Lateral Surface Area (LSA)
2h(l + b)
Total Surface Area (TSA)
2(lb + bh + hl)
√(l2 + b2 + h2)
4(l + b + h)
The net of a solid shape is the plane obtained by unfolding it across a line. This net will again form the original solid when we fold it. The number of different nets for a cuboid or rectangular cuboid with 3 different lengths are 54.
Click here to learn more about nets of 3d shapes.
Similarly, the nets of a cuboid can be shown in different ways.
Below are some example problems solved using the formulas of cuboid.
Find the volume of a cuboid of length 10 cm, breadth 8 cm and height 4 cm.
Length = l = 10 cm
Breadth = b = 8 cm
Height = h = 4 cm
Volume = lbh
= 10 × 8 × 4
= 320 cm3
Calculate the lateral and total surface area of a cuboid of dimensions 12 cm × 7 cm × 5 cm.
Given dimensions of a cuboid are 12 cm × 7 cm × 5 cm.
i.e. l = 12 cm, b = 7 cm, h = 5 cm
Lateral surface area (LSA) = 2h(l + b)
= 2 × 5 (12 + 7)
= 10 × 19
= 190 cm2
Total surface area (TSA) = 2(lb + bh + hl)
= 2(12 × 7 + 7 × 5 + 5 × 12)
= 2(84 + 35 + 60)
= 358 cm2
Frequently Asked Questions on Cuboid
What is the difference between cube and cuboid?
The main difference between the cube and cuboid is their faces, i.e. the cube has six square shaped faces, whereas cuboid has six rectangular faces. That means, all the edges of the cube are equal and the edges of a cuboid can be written as 3 groups of equal edges.

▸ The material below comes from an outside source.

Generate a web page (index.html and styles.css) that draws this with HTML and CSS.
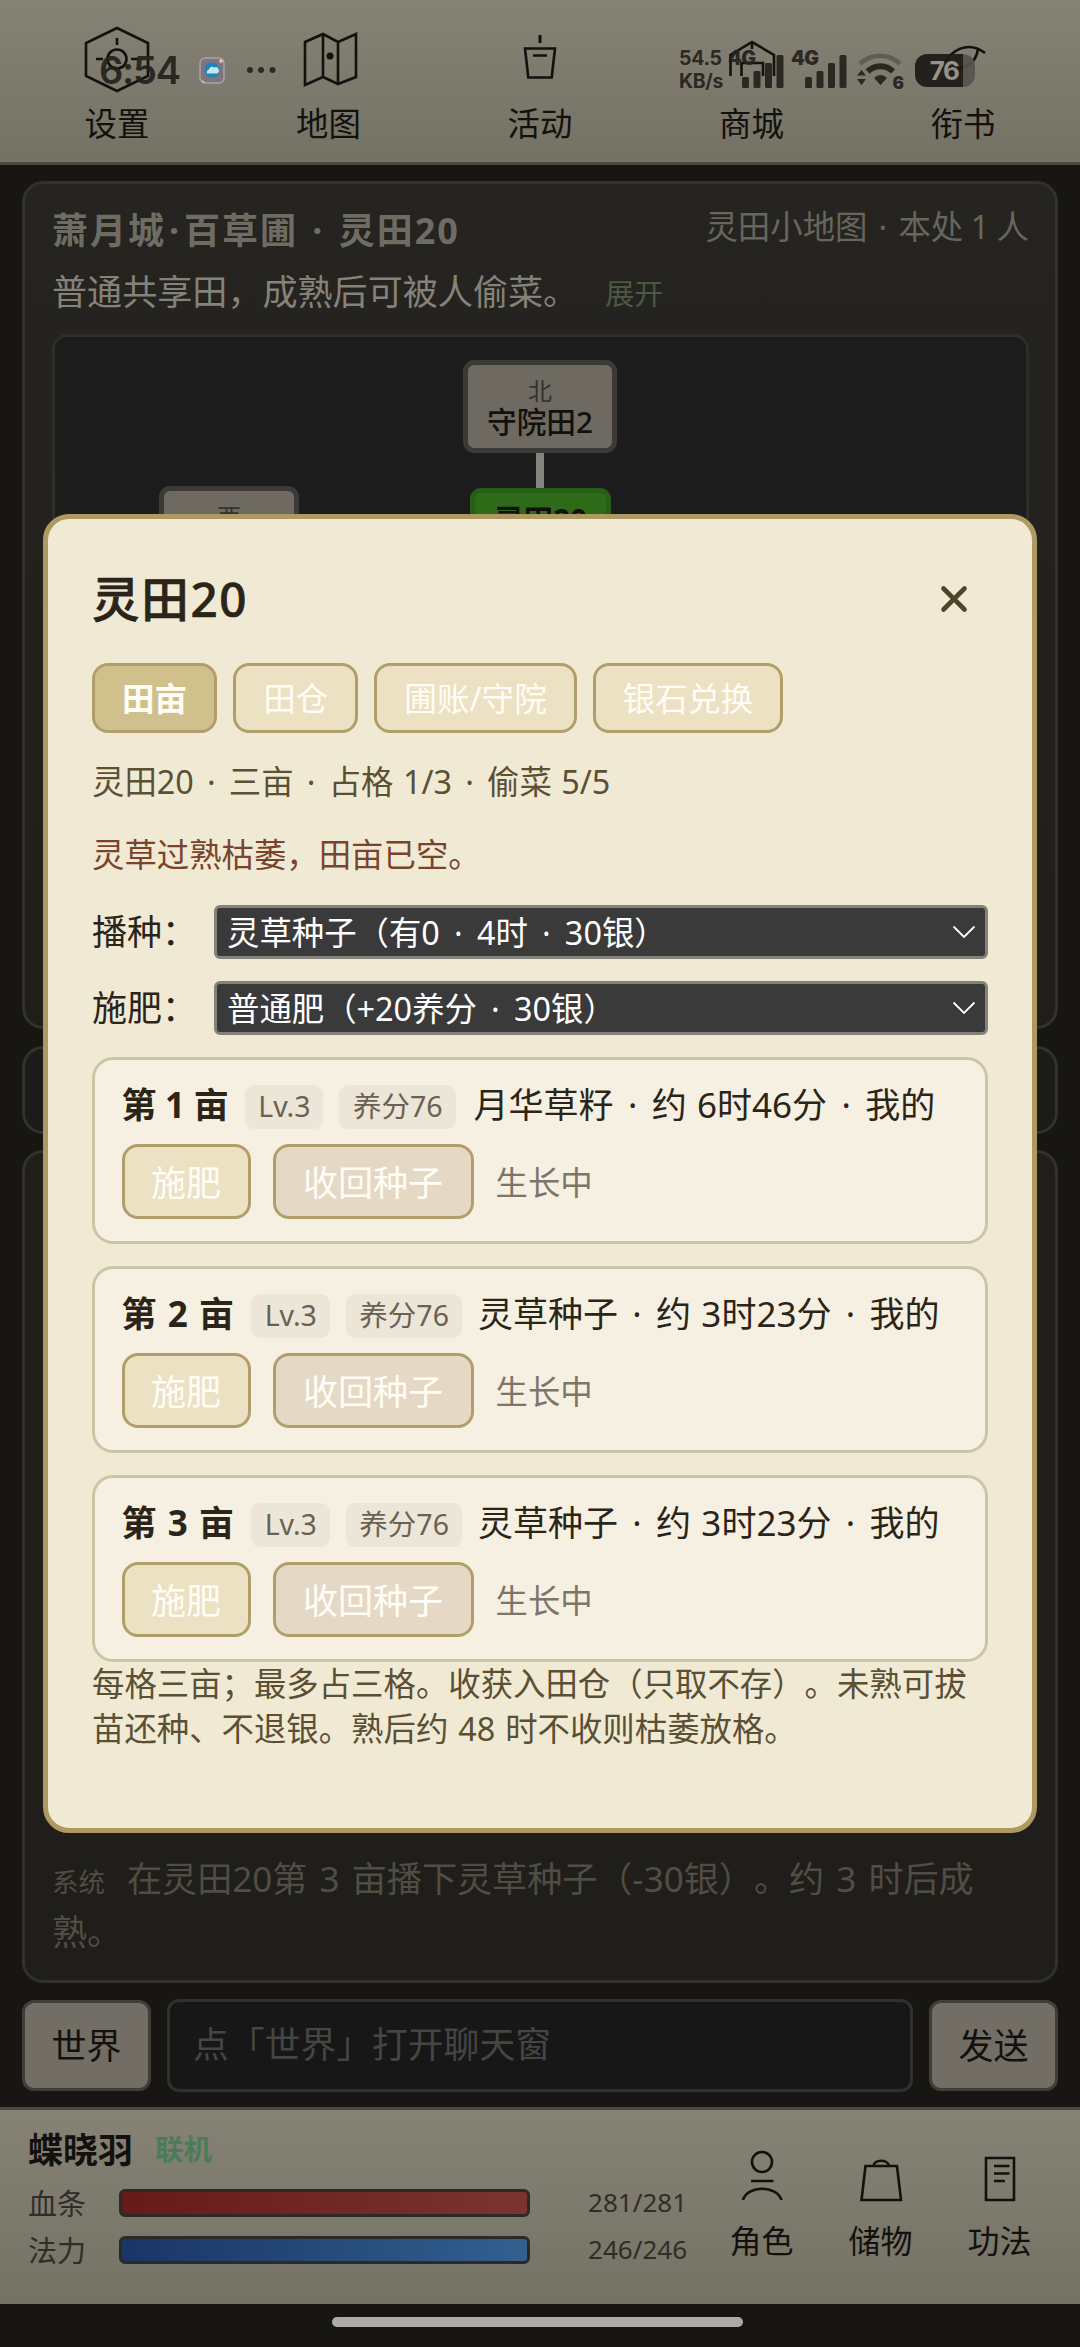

What is the cuboid formula?
The formulas of cuboid are:
Lateral surface area (LSA) = 2h(l + b)
Total surface area = TSA = 2(lb + bh + hl)
Volume (V) = lbh
Perimeter (P) = 4(l + b + h)
Diagonal (D) = √(l^2 + b^2 + h^2)
What is the difference between cuboid and rectangular prism?
There is no difference between cuboid and rectangular prism since both will have 6 rectangular faces, 8 vertices and 12 edges. Also, both look the same as a box.
Can a cuboid have a square face?
As we know, a cube is the special kind of cuboid with all its edges equal in length. Hence, cuboid can have a square face.
How do you find the area of a cuboid?
To find the total surface area of a cuboid, add the areas of all the six faces. Suppose l, b and h be the length, breadth and height of a cuboid, then the total surface area will be 2(lb + bh + hl).